The next track is called "East Hastings" on the CD and called "Bleak, Uncertain, Beautiful..." on the vinyl copy. The first movement is called "Nothing's Alrite in Our Life/The Dead Flag Blues (Reprise)" on both CD and vinyl, but the vinyl version is 1/2 minute longer. This is a track that features a street preacher with bagpipes playing the reprise. This fades and is replaced by "The Sad Mafioso..." on both editions, but the CD version is over 10 minutes where it is just over 5 minutes on the vinyl version. This has a very nice drone which is manipulated to be warped up and down in tone to a very nice effect while a building guitar pattern is played for a while before breaking into a improvised solo based on the pattern. This builds to a climax which is released, the drone quits and a fast percussion pattern starts. A new crescendo starts with a new guitar pattern which also breaks into improvisation, builds to a climax and then releases again. At this point on the CD, the next movement is "Drugs in Tokyo/Black Helicopter" which ends the track in electronic noise and ambience until the end of the track. The vinyl version at this point takes the movement known as "Kicking Horse at Brokenhill" which is part of the "Providence" track on the CD version, then ends the track with "String Loop Manufactured While Downpour", also part of "Providence" on the CD. The track plays through until it comes to the locked groove which is where the album gets it's title as the music alternates from an F# chord to A# chord played until infinity. I usually can't wait that long, so I life the needle off the record after about a 1/2 minute or so.

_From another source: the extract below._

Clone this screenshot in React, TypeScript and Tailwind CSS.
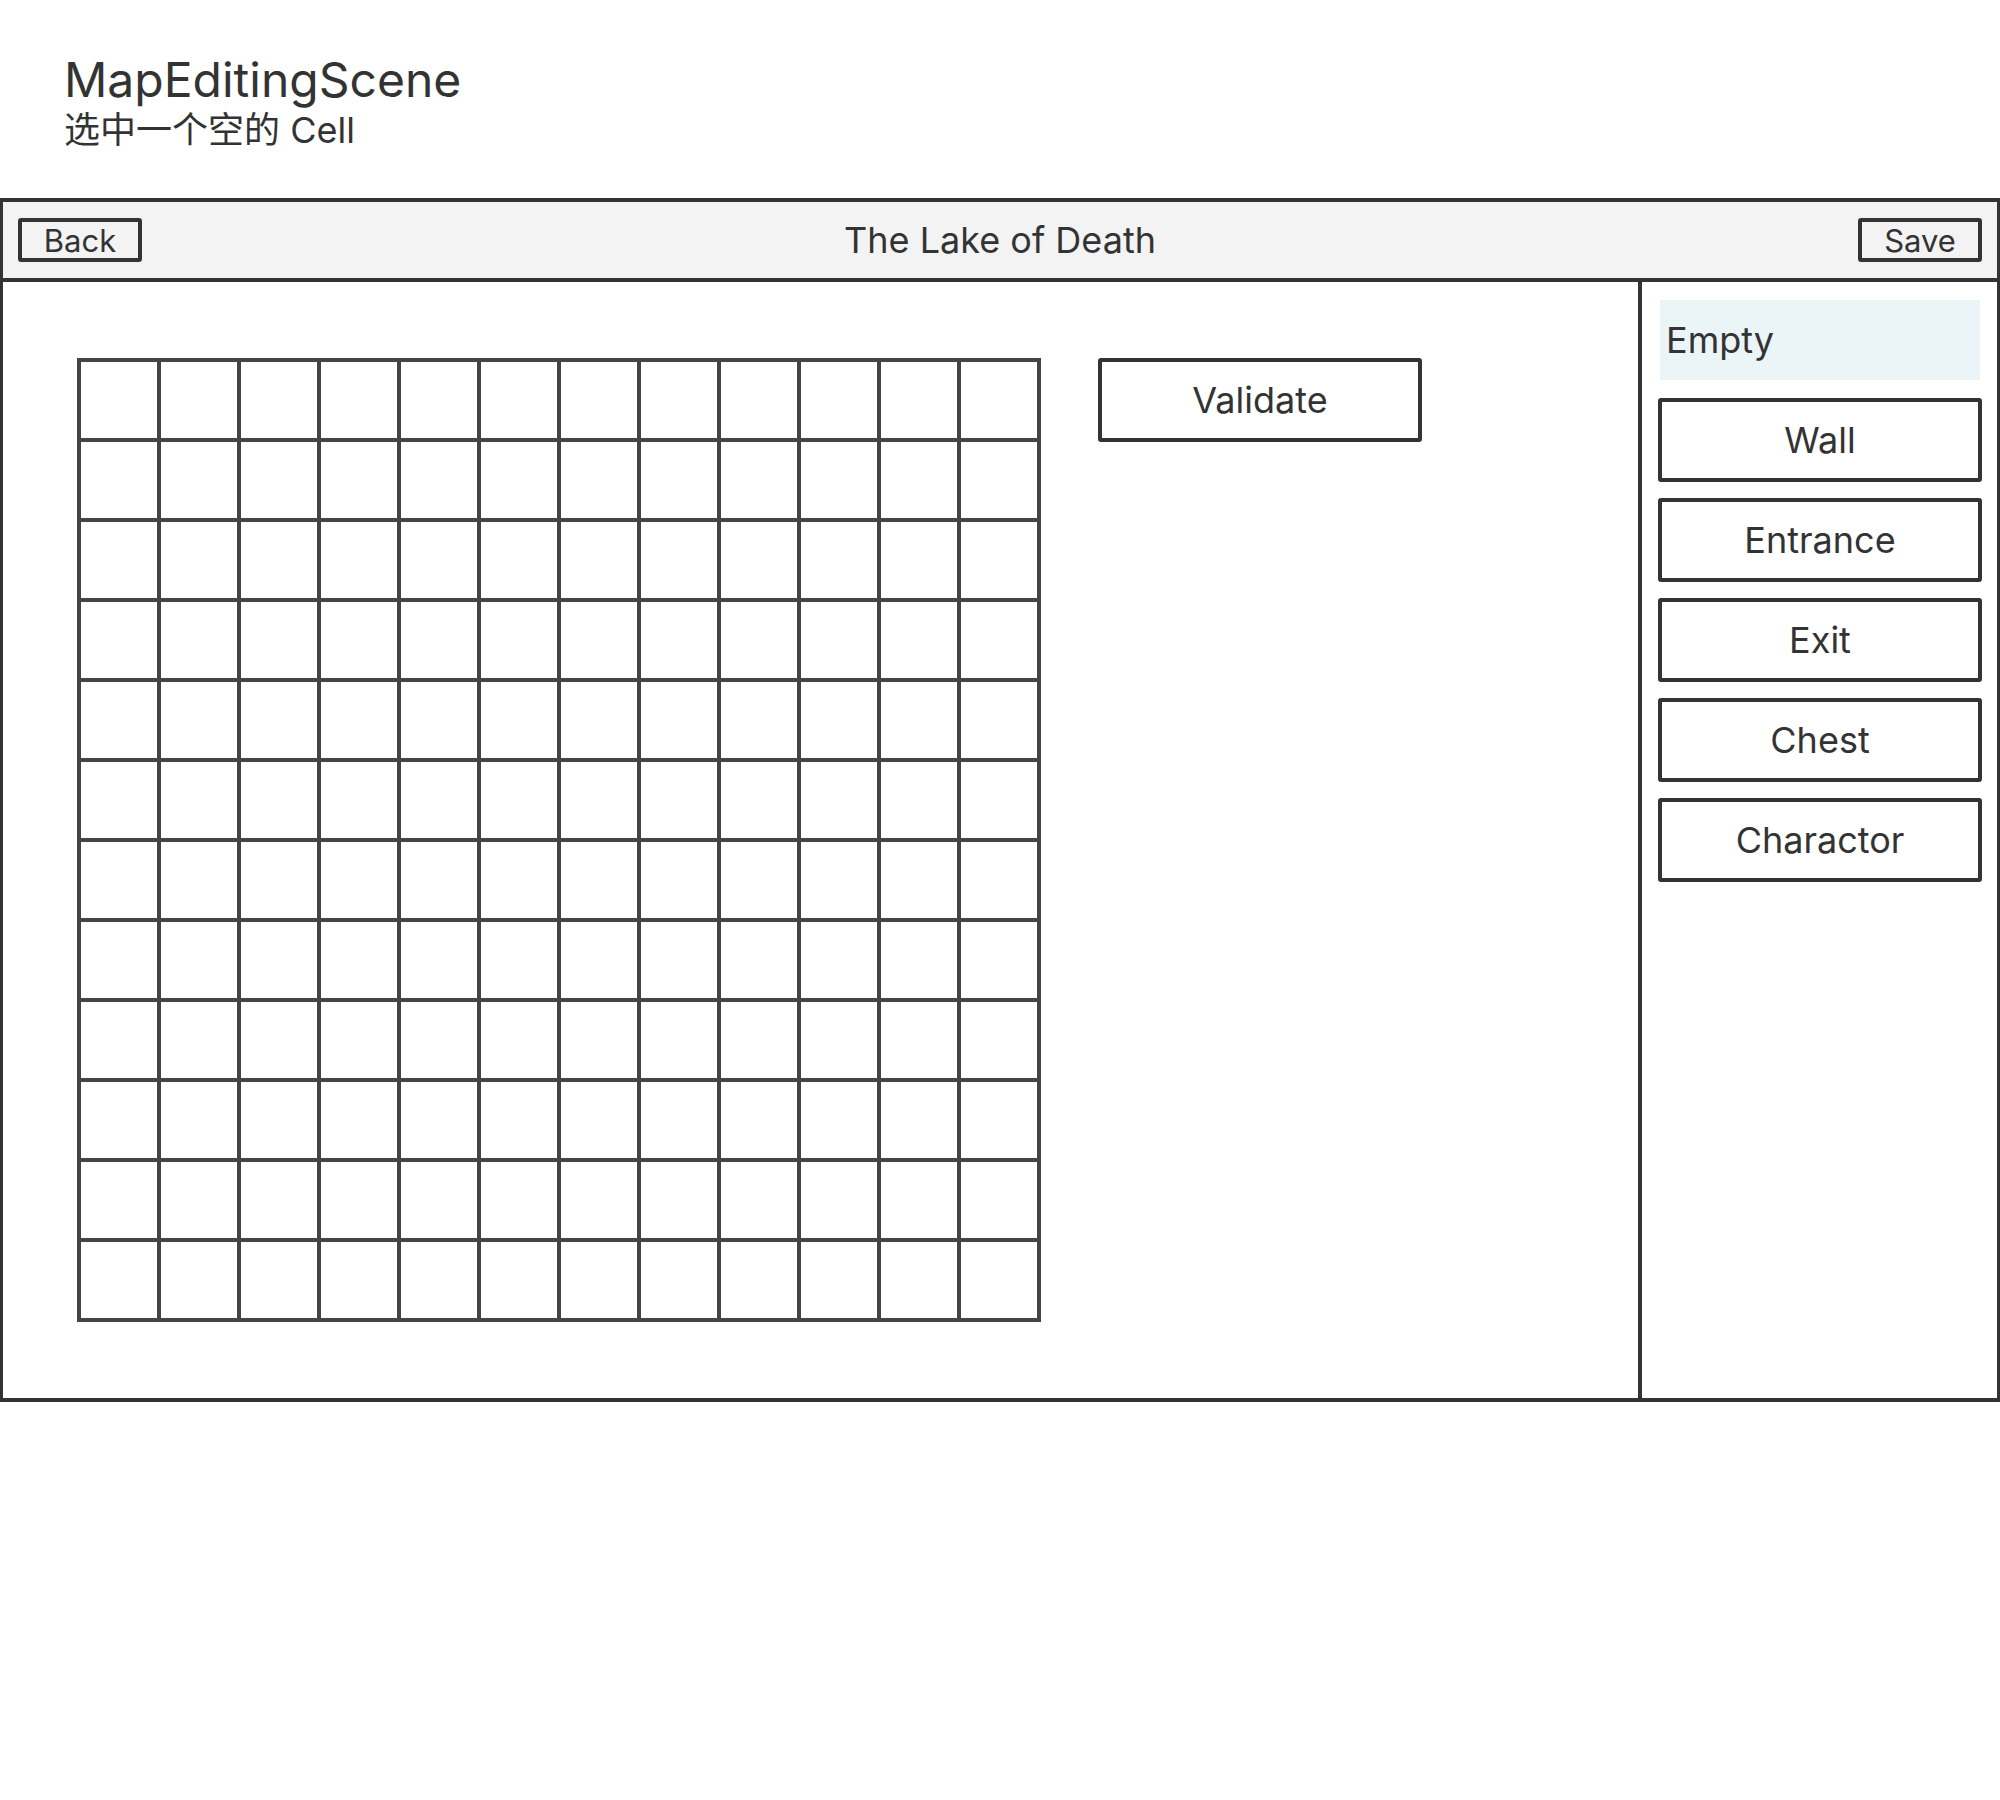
const cellTypes = ['Wall', 'Entrance', 'Exit', 'Chest', 'Charactor']

const gridCells = Array.from({ length: 144 }, (_, i) => i)

const App = () => {
  return (
    <div
      className="h-[1800px] w-[2000px] bg-white text-[#333]"
      style={ { fontFamily: 'Inter, "Noto Sans CJK SC", sans-serif' } }
    >
      <div className="h-[198px] pl-[64px] pt-[52px]">
        <h1 className="text-[48px] leading-[56px] font-normal">MapEditingScene</h1>
        <p className="text-[36px] leading-[44px]">选中一个空的 Cell</p>
      </div>

      <div className="border-x-[3px] border-y-4 border-[#333]">
        <div className="flex h-[80px] items-center justify-between border-b-4 border-[#333] bg-[#f3f3f3] px-[15px]">
          <button className="h-[44px] w-[124px] rounded-[3px] border-4 border-[#333] text-[31px] leading-none">
            Back
          </button>
          <div className="text-[36px] leading-none">The Lake of Death</div>
          <button className="h-[44px] w-[124px] rounded-[3px] border-4 border-[#333] text-[31px] leading-none">
            Save
          </button>
        </div>

        <div className="flex h-[1116px]">
          <div className="flex flex-1 items-start pl-[74px] pt-[76px]">
            <div className="grid grid-cols-[repeat(12,76px)] gap-[4px] bg-[#444] p-[4px]">
              { gridCells.map((cell) => (
                <div key={ cell } className="h-[76px] w-[76px] bg-white" />
              )) }
            </div>
            <button className="ml-[57px] h-[84px] w-[324px] rounded-[3px] border-4 border-[#333] text-[36px] leading-none">
              Validate
            </button>
          </div>

          <div className="flex w-[359px] flex-col gap-4 border-l-4 border-[#333] pl-[16px] pt-[16px]">
            <div className="flex h-[84px] w-[324px] items-center border-2 border-transparent bg-[#ebf4f7] bg-clip-padding pl-[6px] text-[36px] leading-none">
              Empty
            </div>
            { cellTypes.map((type) => (
              <button
                key={ type }
                className="h-[84px] w-[324px] rounded-[3px] border-4 border-[#333] text-[36px] leading-none"
              >
                { type }
              </button>
            )) }
          </div>
        </div>
      </div>
    </div>
  )
}

export default App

The last track on the CD is about a half hour long, and except where noted above, does not exist on the vinyl version. This track starts out with "Divorce & Fever..." which is a field recording of an interview. The next movement takes over with "Dead Metheny...." which is led by a cello playing a melody with several other instruments floating around the melody which builds to a climax and then passes into the next movement "Kicking Horse at Brokenhill" which has a military type rhythm. At the end of that, a piece of a sampled song from the musical "Godspell" plays repeatedly and fades into "String Loop...." which is a beautiful ambient piece of sound effects, drones and accompaniment. This fades to silence for about 3 minutes and then moves into the last movement "J.L.H Outro" which is named after John Lee Hooker. I'm not sure if this is a sampled piece of music that has been electronically altered or not, but the track plays a repeated sound with ambience swirling around it.

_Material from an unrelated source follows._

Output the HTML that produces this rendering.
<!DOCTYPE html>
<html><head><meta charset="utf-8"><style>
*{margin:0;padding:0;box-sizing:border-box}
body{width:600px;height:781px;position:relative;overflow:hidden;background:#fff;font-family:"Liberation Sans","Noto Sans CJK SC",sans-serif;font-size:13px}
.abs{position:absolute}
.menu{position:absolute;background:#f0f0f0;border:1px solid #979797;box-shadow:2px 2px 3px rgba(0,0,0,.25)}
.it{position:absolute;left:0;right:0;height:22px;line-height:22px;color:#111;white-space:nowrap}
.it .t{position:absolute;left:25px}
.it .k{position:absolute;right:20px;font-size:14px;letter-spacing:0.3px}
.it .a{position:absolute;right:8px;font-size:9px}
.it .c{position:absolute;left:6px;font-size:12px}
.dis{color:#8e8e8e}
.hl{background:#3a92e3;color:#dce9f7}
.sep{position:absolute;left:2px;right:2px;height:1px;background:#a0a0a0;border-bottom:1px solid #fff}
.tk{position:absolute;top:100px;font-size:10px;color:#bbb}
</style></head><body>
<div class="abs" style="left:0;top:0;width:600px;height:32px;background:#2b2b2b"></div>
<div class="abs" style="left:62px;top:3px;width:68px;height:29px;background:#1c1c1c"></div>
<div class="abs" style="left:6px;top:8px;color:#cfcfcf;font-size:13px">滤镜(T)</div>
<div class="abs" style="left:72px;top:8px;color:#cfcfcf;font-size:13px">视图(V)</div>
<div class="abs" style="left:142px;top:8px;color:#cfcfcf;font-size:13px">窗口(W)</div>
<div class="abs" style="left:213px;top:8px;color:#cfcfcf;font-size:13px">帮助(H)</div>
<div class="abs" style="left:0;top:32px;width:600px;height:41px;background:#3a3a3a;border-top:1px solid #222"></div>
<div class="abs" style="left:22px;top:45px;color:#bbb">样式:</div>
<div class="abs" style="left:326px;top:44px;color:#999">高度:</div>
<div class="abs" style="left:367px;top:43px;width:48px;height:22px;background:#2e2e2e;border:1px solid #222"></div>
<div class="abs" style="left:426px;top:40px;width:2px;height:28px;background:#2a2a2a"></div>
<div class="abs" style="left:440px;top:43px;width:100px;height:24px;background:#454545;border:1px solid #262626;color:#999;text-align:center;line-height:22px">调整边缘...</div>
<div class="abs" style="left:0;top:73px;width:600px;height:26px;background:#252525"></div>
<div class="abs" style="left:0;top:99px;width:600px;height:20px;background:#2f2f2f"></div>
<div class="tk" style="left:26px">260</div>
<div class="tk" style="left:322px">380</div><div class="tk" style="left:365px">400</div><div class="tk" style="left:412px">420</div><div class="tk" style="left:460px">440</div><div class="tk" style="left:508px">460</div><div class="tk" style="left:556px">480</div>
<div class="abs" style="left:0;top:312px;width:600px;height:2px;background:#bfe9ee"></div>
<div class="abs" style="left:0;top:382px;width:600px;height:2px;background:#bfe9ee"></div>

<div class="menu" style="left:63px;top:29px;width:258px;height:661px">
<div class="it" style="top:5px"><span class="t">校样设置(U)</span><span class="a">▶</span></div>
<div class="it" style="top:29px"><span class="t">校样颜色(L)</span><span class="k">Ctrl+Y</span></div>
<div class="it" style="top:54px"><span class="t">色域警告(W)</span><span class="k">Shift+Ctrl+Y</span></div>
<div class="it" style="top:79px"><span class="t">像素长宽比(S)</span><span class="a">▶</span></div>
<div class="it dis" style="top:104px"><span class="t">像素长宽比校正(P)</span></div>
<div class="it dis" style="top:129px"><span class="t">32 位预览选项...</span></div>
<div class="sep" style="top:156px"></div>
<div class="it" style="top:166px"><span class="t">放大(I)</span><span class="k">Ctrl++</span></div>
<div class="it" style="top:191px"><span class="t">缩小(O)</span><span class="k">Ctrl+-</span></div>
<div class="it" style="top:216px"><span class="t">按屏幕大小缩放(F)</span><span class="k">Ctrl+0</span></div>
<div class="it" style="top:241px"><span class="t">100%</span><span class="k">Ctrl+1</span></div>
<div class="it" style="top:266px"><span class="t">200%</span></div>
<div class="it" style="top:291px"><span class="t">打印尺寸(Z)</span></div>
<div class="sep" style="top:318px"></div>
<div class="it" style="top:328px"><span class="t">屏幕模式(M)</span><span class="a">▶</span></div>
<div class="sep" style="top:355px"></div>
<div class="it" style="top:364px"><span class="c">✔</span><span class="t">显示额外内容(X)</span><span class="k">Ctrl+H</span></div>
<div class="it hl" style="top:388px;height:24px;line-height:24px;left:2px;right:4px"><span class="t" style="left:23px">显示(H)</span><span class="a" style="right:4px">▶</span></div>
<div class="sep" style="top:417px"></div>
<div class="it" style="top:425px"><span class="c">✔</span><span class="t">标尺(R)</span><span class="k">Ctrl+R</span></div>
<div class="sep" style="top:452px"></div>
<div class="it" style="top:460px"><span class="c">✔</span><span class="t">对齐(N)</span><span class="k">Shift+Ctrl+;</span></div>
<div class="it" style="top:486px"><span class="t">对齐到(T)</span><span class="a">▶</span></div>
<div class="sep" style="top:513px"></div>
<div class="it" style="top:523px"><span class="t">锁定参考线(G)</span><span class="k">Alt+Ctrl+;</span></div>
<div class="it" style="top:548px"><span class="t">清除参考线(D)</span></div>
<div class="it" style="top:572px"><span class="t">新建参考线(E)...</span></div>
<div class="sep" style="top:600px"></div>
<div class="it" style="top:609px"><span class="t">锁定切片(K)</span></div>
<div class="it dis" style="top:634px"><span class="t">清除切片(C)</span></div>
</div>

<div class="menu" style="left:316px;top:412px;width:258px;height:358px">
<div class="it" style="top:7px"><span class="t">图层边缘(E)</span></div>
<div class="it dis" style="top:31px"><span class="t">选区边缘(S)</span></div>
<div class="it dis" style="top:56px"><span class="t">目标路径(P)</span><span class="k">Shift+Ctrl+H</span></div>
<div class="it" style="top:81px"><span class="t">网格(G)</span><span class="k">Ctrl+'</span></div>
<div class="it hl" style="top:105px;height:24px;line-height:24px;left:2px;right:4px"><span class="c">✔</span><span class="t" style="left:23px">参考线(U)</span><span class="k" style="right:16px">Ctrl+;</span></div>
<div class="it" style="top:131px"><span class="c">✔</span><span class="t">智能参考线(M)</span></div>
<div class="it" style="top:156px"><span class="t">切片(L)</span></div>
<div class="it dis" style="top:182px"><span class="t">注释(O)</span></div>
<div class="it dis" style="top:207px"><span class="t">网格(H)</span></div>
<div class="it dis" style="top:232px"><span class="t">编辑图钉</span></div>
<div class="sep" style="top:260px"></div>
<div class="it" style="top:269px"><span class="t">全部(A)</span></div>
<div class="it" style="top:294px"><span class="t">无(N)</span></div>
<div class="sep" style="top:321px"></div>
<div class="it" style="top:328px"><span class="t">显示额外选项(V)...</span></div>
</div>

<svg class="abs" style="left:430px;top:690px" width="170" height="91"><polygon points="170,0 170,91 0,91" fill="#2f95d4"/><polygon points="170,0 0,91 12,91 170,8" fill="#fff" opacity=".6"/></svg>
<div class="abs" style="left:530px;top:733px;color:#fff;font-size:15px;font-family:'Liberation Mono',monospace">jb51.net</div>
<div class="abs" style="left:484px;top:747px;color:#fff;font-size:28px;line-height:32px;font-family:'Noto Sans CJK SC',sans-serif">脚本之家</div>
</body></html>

So, I have tried my best to describe this masterpiece of an album, but it is so hard to express the emotions of destitution, loss, loneliness and hope that this music conveys. It's not all bleak as it may sound, because there is a feeling of hope and beauty that is threaded throughout this music. I feel it as a tribute to the human spirit, that even though all may seem lost, the spirit always finds a way to survive. I could never hope to express how wonderful this music is in words, you must listen for yourself. And it is not truly listening by playing it as background music, the best experience is when you can be uninterrupted and have a pair of great headphones on. Then let yourself get lost into whatever images your mind conjures up. This is such a wonderful example of rock influenced neo-classical music....or post rock.

A lot of post-rock bands use the basic construction of quiet, crescendo, climax for the pattern to develop their songs. Unfortunately, they forget to add effective use of dynamics, emotion and ingenuity and end up with a lot of half-hearted music. Many bands like Mogwai and Godspeed You! Black Emperor know how to do things right in this respect. But this album is a perfect example of what post-rock should be. For that reason, this is an essential album in every sense. If you listen to one post-rock album, this should be it. 5 glowing stars.....but it's a perfect 6 star album, and I don't give out the extra star very often.